The challenge for geothermal energy development, therefore, is keeping costs down to remain competitive in the power mix. Since operating and maintenance costs are low given that the fuel is, putting aside reservoir management and well work-over costs, essentially free, then the greatest effort must be on managing upfront development costs. However, this is the most expensive and challenging part.

The main factors affecting project development costs are resource identification and development costs, risk and financing costs, and higher costs for those projects which have first-of-a-kind elements. Therefore, although geothermal energy can offer a cost competitive source of base-load power generation, its development is not without significant challenges that affect the costs of development.

The risk of geothermal development failure is fairly high. Test drilling is needed to confirm the presence of a viable resource or otherwise, and if no viable resources is found, millions of dollars will be lost. In the case of private sector led development, the costs and risks involved in steamfield identification and development are a major deterrent to investment. As such, it relies on an IPP company or individual investor with a high risk appetite taking on an equity investment since commercial banks are unlikely to provide loans for such high risk prospects. This means the cost of capital will be high, severely affecting overall project economics. This generally leads geothermal development down a public or PPP financing pathway, especially for first-of-its-kind and greenfield projects.

For example, the Kenyan parastatal Geothermal Development Corporation (GDC) has estimated that the break-even tariff required (i.e. the LCOE) for a geothermal power plant developed in full by a private sector developer requiring a return on equity of 25% would be in the range US¢14-17/kWh, whereas for public-sector led development of the early phases ( survey, exploration, test drillings), supported by concessional loans, and an IPP entering at the project planning stage with a return of equity of 25% the required break-even tariff (LCOE) may be reduced to a range of US¢6.5-10.5/kWh. This suggests that only public-, or public-private partnership (PPP)-, led approaches for greenfield projects achieve geothermal energy deployment at LCOEs typical of operational plant around the world. Under such approaches, the risks can be reduced and debt financing may be possible, which would lower the cost of capital to e.g. 10%, further reducing the LCOE for a power plant. Hence, to get projects off the ground in East Africa, significant amount of grant and concessional finance will be necessary. Fortunately, significant efforts are being made on this front, including bilaterally through various UK, New Zealand, US, French, German, Icelandic and Japanese led initiatives, as well as multilateral channels.

Kenya provides a strong example of projects that are being developed with a heavy reliance on such multilateral and donor funding to overcome these risks.
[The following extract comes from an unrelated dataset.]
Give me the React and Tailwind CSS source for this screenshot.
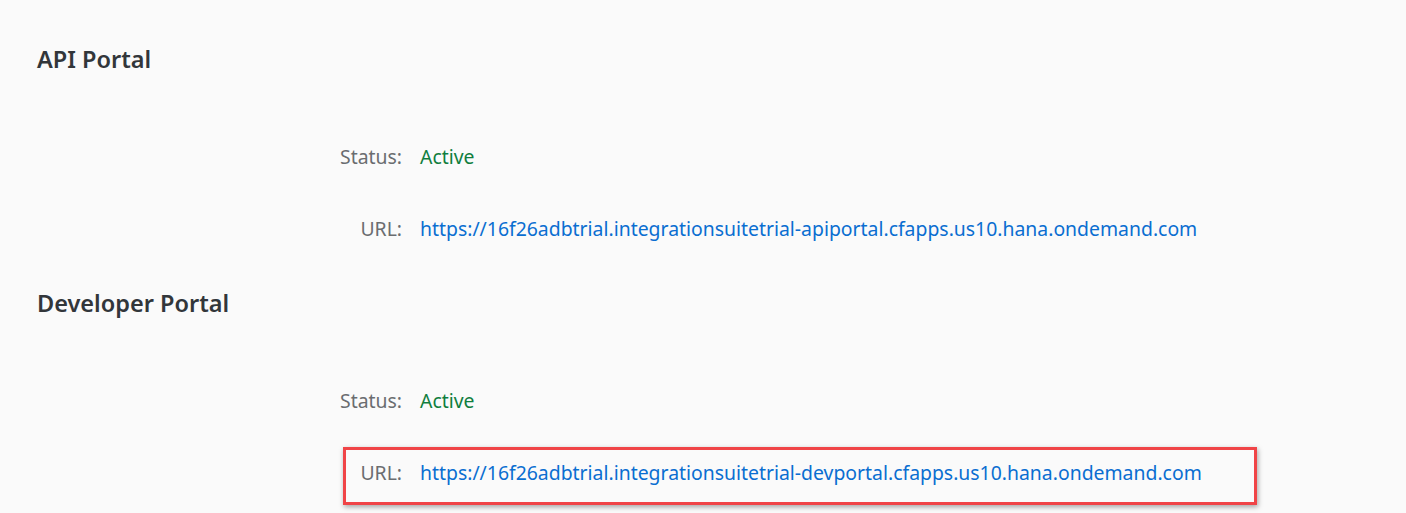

It is instructive to look at the way that the Menengai steamfield in Kenya has been developed.

The Menengai geothermal project is in advanced stages of development of the eponymous steamfield to ultimately produce enough steam for up to 1600 MW of power. The power from the initial phase of the project will enable electricity generation equivalent to the consumption needs of up to around 185,000 households. Approximately 26,000 of these homes are based in rural areas and 110,000 are small businesses. Additionally, 1,000 GWh will be newly available for businesses and industries. The project is currently expected to become operational in December 2016.

For the first phase of Menengai steamfield development, GDC, through the Government of Kenya, raised US$746 million to develop the subsurface infrastructure (wells), steam gathering system and grid interconnection for development of at least 200-400MW of new steam field capacity in the area. Sources of finance included the following:

  1. African Development Bank (AfDB)                                                          US$120 M (loan)
  2. World Bank Scale-up Renewable Energy Program(SREP)                   US$ 40 M (loan & grant)
  3. World Bank                                                                                              US$100 M (loan)
  4. Agence Française de Développement(AFD)                                          US$166 M (loan)
  5. European Investment Bank                                                                     US$ 36 M (loan)
  6. GDC/GOK                                                                                                US$284 M (equity)

The finance package did not cover power plant development, which is anticipated to emerge from IPPs in response to the establishment of a viable steam field development. In preparing the financing package, GDC issued a call for expression of interest to develop power generation assets, to which around 20 positive responses were received. The selected projects were Sosian Energy (35MW), Quantum Power (35 MW) and OrPower’s (35 MW binary plant).

According to the AfDB project appraisal report, a key part of securing the Menengai loans was the role of KenGen in acting as “steam buyer of last resort”, essentially back-stopping the project with a Government guarantee. However, in 2014 it was necessary for the AfDB to approve a further $12.7 million partial risk guarantee to assist financing for the 105 MW of new IPP development, and further delays have been reported due to lack of Treasury letters of support and Kenya Forest Service approvals for projects. As a result, IPP plants at Menengai are not expected to come on stream until 2017 at the earliest, despite the establishment of a 110 MW of viable steam supply by GDC.

There are variations within public sector-led approaches. In some cases a single entity takes the sole lead on the full project development. This model, whilst common in earlier phases in the history of geothermal development has generally been succeeded by a multi-public entity arrangements, with one parastatal company (such as GDC) being responsible for steamfield exploration and development, and another for the power plant construction. In Kenya we are seeing a further evolution of this approach with the private sector entering the power development phase through the IPP model, while the public sector retains the steamfield development risk.

In March 2016 the launch was announced of the Power Africa KenGen Cooperation Framework. Under this initiative technical expertise will be made available to KenGen with a view to increasing generation capacity via new project and financing structures. One of the stated objectives is to attract private investments into geothermal projects. We watch with interest to see how far and how quickly Kenya and the geothermal sector are able to travel along the road towards the sort of private funding now available to solar PV projects.